→ GIVEN PROBLEM
The entries below need to be written out exactly, with no pictures included.

→ GIVEN RECORDS
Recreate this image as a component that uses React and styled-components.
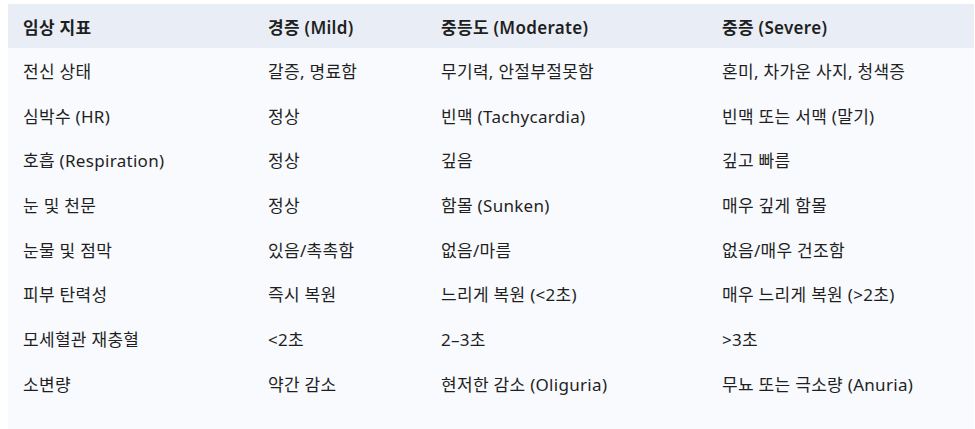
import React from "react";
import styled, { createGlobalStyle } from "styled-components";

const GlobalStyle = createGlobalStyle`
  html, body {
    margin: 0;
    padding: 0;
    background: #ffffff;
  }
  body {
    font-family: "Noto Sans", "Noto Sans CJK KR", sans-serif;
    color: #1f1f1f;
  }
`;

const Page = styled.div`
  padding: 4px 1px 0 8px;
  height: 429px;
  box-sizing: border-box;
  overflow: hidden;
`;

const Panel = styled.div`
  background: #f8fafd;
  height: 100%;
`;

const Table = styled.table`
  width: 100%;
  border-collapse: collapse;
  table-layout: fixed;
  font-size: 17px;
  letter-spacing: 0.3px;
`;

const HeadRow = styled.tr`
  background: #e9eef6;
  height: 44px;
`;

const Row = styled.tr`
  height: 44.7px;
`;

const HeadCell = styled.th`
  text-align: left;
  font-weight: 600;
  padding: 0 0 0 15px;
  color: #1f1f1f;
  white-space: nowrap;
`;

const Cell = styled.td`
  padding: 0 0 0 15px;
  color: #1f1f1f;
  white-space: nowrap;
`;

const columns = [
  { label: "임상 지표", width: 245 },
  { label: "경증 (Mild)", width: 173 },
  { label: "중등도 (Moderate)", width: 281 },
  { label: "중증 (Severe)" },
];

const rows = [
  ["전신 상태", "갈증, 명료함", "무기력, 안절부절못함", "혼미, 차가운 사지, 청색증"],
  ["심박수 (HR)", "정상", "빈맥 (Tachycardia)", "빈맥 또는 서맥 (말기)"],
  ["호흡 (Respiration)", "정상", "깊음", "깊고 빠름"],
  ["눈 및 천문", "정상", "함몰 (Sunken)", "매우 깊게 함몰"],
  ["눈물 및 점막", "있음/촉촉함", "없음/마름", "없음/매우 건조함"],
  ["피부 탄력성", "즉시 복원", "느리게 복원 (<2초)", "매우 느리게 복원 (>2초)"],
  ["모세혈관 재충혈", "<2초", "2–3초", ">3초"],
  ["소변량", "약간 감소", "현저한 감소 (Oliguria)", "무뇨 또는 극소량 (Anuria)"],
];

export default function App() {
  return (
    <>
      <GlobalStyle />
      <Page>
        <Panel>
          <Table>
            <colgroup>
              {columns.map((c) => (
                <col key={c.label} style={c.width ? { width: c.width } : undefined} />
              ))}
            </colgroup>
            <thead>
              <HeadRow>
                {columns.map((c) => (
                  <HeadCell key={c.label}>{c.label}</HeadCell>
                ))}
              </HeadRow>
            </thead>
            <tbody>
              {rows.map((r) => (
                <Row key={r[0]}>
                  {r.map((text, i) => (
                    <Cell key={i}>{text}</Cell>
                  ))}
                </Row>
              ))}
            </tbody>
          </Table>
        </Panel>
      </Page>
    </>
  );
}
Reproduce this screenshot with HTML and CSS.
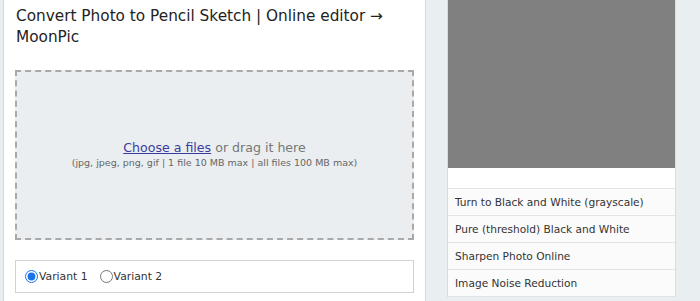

→ SOLUTION TO THE EXERCISE
Recreate this image as a component that uses React and styled-components.
import React from "react";
import styled, { createGlobalStyle } from "styled-components";

const GlobalStyle = createGlobalStyle`
  html, body {
    margin: 0;
    padding: 0;
    background: #ffffff;
  }
  body {
    font-family: "Noto Sans", "Noto Sans CJK KR", sans-serif;
    color: #1f1f1f;
  }
`;

const Page = styled.div`
  padding: 4px 1px 0 8px;
  height: 429px;
  box-sizing: border-box;
  overflow: hidden;
`;

const Panel = styled.div`
  background: #f8fafd;
  height: 100%;
`;

const Table = styled.table`
  width: 100%;
  border-collapse: collapse;
  table-layout: fixed;
  font-size: 17px;
  letter-spacing: 0.3px;
`;

const HeadRow = styled.tr`
  background: #e9eef6;
  height: 44px;
`;

const Row = styled.tr`
  height: 44.7px;
`;

const HeadCell = styled.th`
  text-align: left;
  font-weight: 600;
  padding: 0 0 0 15px;
  color: #1f1f1f;
  white-space: nowrap;
`;

const Cell = styled.td`
  padding: 0 0 0 15px;
  color: #1f1f1f;
  white-space: nowrap;
`;

const columns = [
  { label: "임상 지표", width: 245 },
  { label: "경증 (Mild)", width: 173 },
  { label: "중등도 (Moderate)", width: 281 },
  { label: "중증 (Severe)" },
];

const rows = [
  ["전신 상태", "갈증, 명료함", "무기력, 안절부절못함", "혼미, 차가운 사지, 청색증"],
  ["심박수 (HR)", "정상", "빈맥 (Tachycardia)", "빈맥 또는 서맥 (말기)"],
  ["호흡 (Respiration)", "정상", "깊음", "깊고 빠름"],
  ["눈 및 천문", "정상", "함몰 (Sunken)", "매우 깊게 함몰"],
  ["눈물 및 점막", "있음/촉촉함", "없음/마름", "없음/매우 건조함"],
  ["피부 탄력성", "즉시 복원", "느리게 복원 (<2초)", "매우 느리게 복원 (>2초)"],
  ["모세혈관 재충혈", "<2초", "2–3초", ">3초"],
  ["소변량", "약간 감소", "현저한 감소 (Oliguria)", "무뇨 또는 극소량 (Anuria)"],
];

export default function App() {
  return (
    <>
      <GlobalStyle />
      <Page>
        <Panel>
          <Table>
            <colgroup>
              {columns.map((c) => (
                <col key={c.label} style={c.width ? { width: c.width } : undefined} />
              ))}
            </colgroup>
            <thead>
              <HeadRow>
                {columns.map((c) => (
                  <HeadCell key={c.label}>{c.label}</HeadCell>
                ))}
              </HeadRow>
            </thead>
            <tbody>
              {rows.map((r) => (
                <Row key={r[0]}>
                  {r.map((text, i) => (
                    <Cell key={i}>{text}</Cell>
                  ))}
                </Row>
              ))}
            </tbody>
          </Table>
        </Panel>
      </Page>
    </>
  );
}
Reproduce this screenshot with HTML and CSS.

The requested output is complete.